Frederick William Lauer
- Lauer as a youthful competitor

Personal information
- Full name: Frederick William Lauer Sr.
- National team: USA
- Born: October 13, 1898 Chicago, Illinois, United States
- Died: December 17, 1960 (aged 62) Phoenix, Arizona, United States
- Occupations: Executive Advertising, Merchandising
- Spouse: Victoria

Sport
- Sport: Water polo
- Position: goalkeeper (WP)
- Club: Illinois Athletic Club (IAC) Los Angeles Athletic Club
- Coached by: Bill Bachrach (IAC)

Medal record
Representing United States
Olympic Games
| Bronze medal – third place | 1924 Paris | Team competition |

= Fred Lauer =

American water polo player (1898–1960)

Frederick William Lauer (October 13, 1898 - December 17, 1960) was an American water polo player who competed for the Chicago Athletic Club and participated in the 1924 Summer Olympics that won a team bronze medal, and the 1936 Summer Olympics in Berlin that tied for ninth place. He later had a career in Chicago as an Advertising and Merchandising executive, before retiring to Phoenix, Arizona.

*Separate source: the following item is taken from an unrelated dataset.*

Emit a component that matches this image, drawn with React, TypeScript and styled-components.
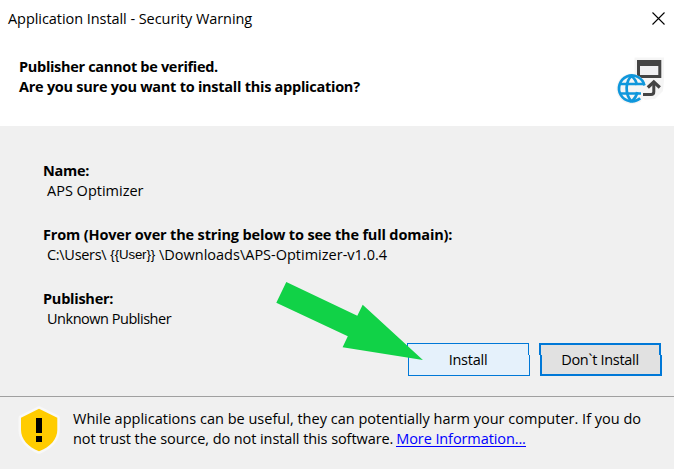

Frederick Lauer was born October 13, 1898 in Chicago, Illinois, and competed and trained with the Illinois Athletic Club coached by Hall of Fame Coach William Bachrach. He was a member of the Illinois Athletic club team that captured first place in the American Athletic Union (AAU) indoor water polo championships in 1924, 1927, 1930, 1932, 1933 and 1934. In his career in water polo, he was a recipient of All American honors three times.

The 1924 Illinois Athletic Club team that won the National Championship consisted of Lauer, Johnny Weissmuller, Archie Wallen, Francis McDermott, Oliver Horn, Buddy Wallen, Harry Hebner, Floyd Towne, and Perry McGillivray.

==Olympics==
===1924 Paris===
Lauer participated in the 1924 Summer Olympics in Paris for the U.S. team that won the bronze medal in the 1924 Men's Olympic water polo competition. He played all five matches as goalkeeper. At the 1924 Olympics, the U.S. swimming and water polo team was coached by Bill Bachrach. Lauer was an alternate for the U.S. water polo team for the 1928 Amsterdam Olympics.

===1932 Los Angeles===
In the 1932 Olympic games in Los Angeles, he was a squad member of the American team which won the bronze medal. He did not participate in a match, however, and was not awarded with a medal. France took the gold medal and Belgium took the silver.

===1936 Berlin===
In the 1936 Berlin Olympics, the American men's Olympic water polo team was eliminated from competition in their first round and tied for ninth place. Lauer led the U.S. team in opening ceremonies and played one match as goalkeeper. Hungary won the gold, Germany won the silver, and Belgium won the bronze medal.

===Honors===
In 1979, he was inducted into the USA Water Polo Hall of Fame.

===Later life===
In his career, Lauer was an executive in the field of advertising and merchandizing, living much of his life in Chicago, Illinois. Nearing retirement, he began wintering in Phoenix, Arizona in 1956. In Illinois, he had a home in Wilmette.

He died on February 17, 1960 of an apparent heart attack at the age of 62 at his home on West Palm Lane, in Phoenix, Arizona, and was survived by three sons and his wife Victoria. Funeral services were held on the morning of February 20 at the A. L. Moore and Sons Chapel, and he was buried at Greenwood Memorial Park.